I'm infuriated at the 5 cent grocery bag tax. I already pay 8.5% of my income to DC, not to mention 10% of restaurant costs and 5.5% of all non-grocery sales items - now they want taxes for grocery bags too? I grant them that I could easily bring my own bags if I have a car. But I don't. I go to the grocery store after work. They expect me to carry around a grocery bag all day anytime I might want to go to the store? So basically, because I am poor and wish to help the environment, I do not have a car. Because of this, the DC Counsel wants to penalize me for being environmentally wasteful. What a joke.

How poor can you be if you're paying 8.5% DC income tax?

I have a nifty micro sized nylon bag that folds up to half the size of a dollar bill, that I keep in my bag in case I need to carry something home during the day.

But occasionally I forgo my reusable bag for the plastic ones so that I have something to clean out the cat's litterbox with, and to line the bathroom wastebasket.
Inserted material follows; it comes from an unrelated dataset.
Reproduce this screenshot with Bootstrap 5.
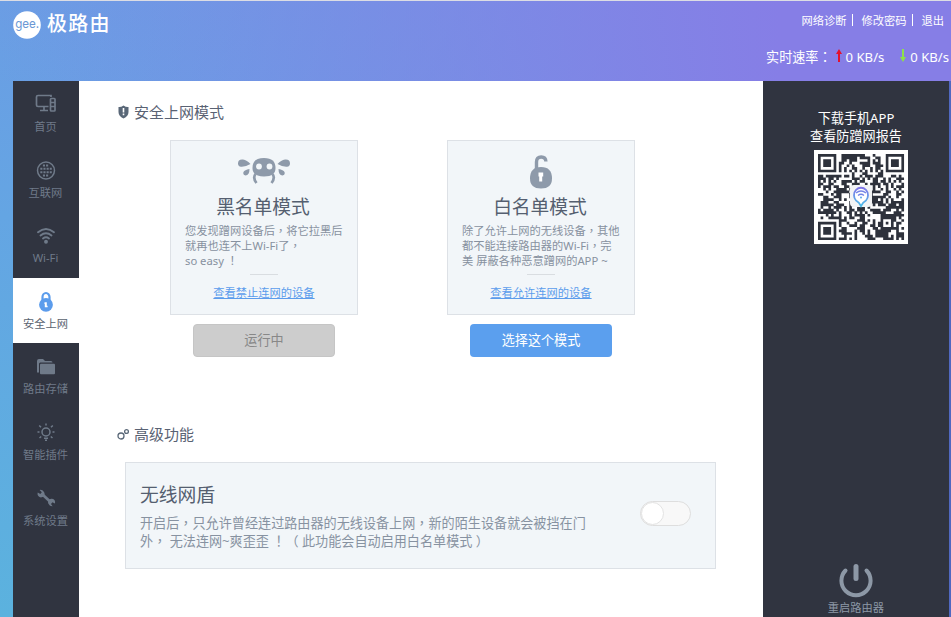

If I can't get something this size in the store, I'll have to buy them. It will suck to have to pay for them. but more importantly, it won't do anything about the world's waterways.
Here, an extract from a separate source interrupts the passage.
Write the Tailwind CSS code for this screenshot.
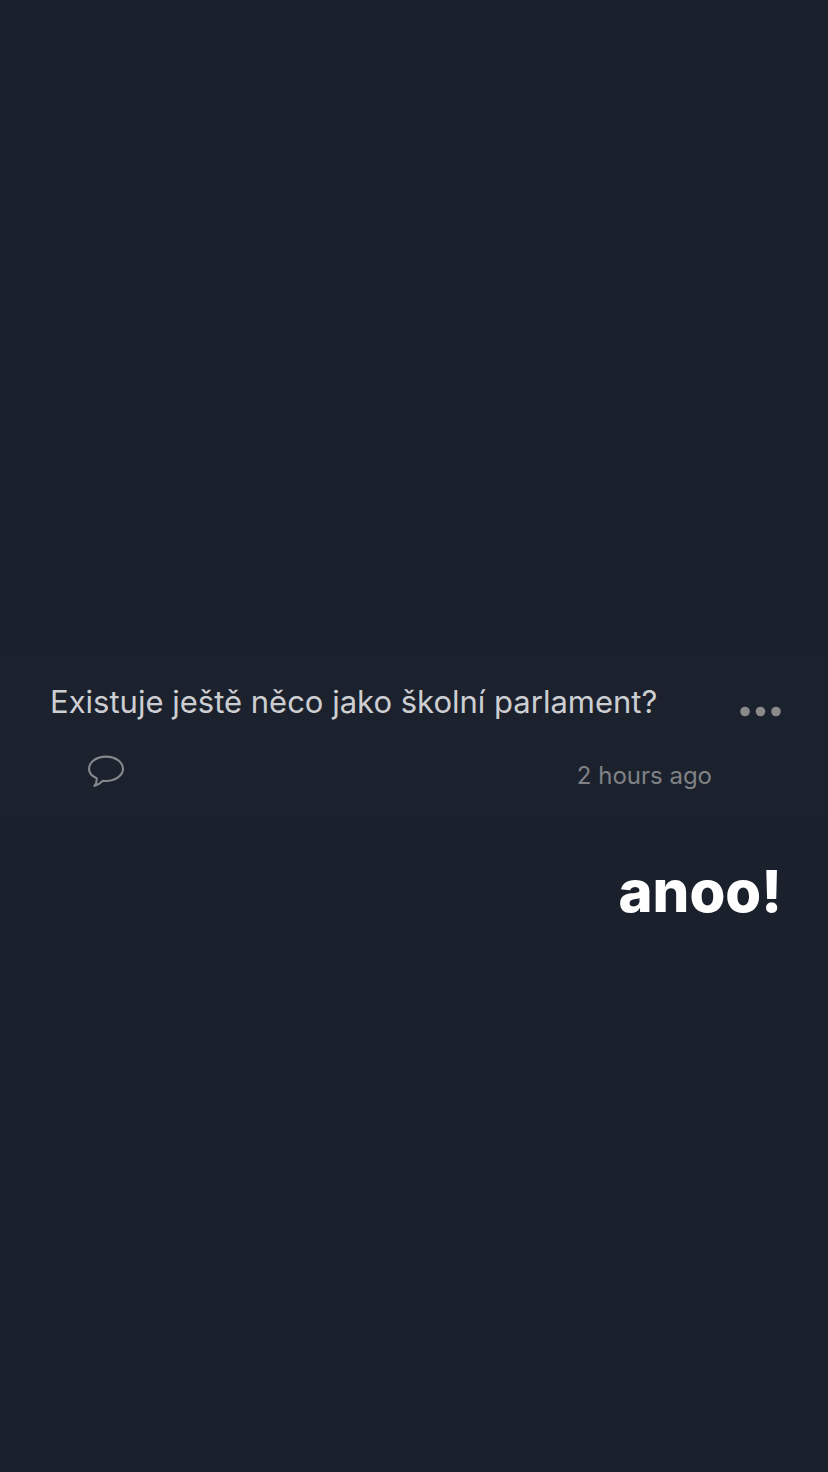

Like it or not, these bags do have their uses.

Bags vs. bottles
Plastic bottles are a problem. The difference is that bags create entirely different problems. Bottles do not get caught in trees, air intakes, or the insides of wild animals. Bottles are much easier to recycle and they are easier to collect when they get somewhere they aren't supposed to be. (And if you don't think a bag in a tree is a problem, you've never had one outside your bedroom window.)

Taxes/Fees
The goal is to reduce use of disposable plastic bags. Additional revenue is a side effect; a fee is better then an outright ban. Ideally, there would be no revenue because nobody would use them. Collecting the revenue is easy. Retailers track how many they buy and pay the tax on them, just like they do any other excise tax item (e.g., cigarettes, alcohol). And if you don't like it, carry a bag with you or do your shopping in Virginia (which taxes groceries) or Maryland (which is considering a similar bag tax).

Quit Your Whining
We all have a legitimate interest in discouraging behavior that is detrimental to us as a community, whether it be homicide, double parking, or using plastic bags. It is possible that the bag fee will be a disaster. Fortunately, we have a mechanism for fixing that: the political process. It the bag tax is the end of the world, as its opponents suggest, we can simply repeal it. If if just means a few malcontents move to Montana, then we're all better off in more ways than one.

All the bottles, plastic bags, and other trash in the Anacostia River didn't get there by itself. Littering and a lack of pride in one's neighborhood put it there.

Plastic bags don't litter; people litter.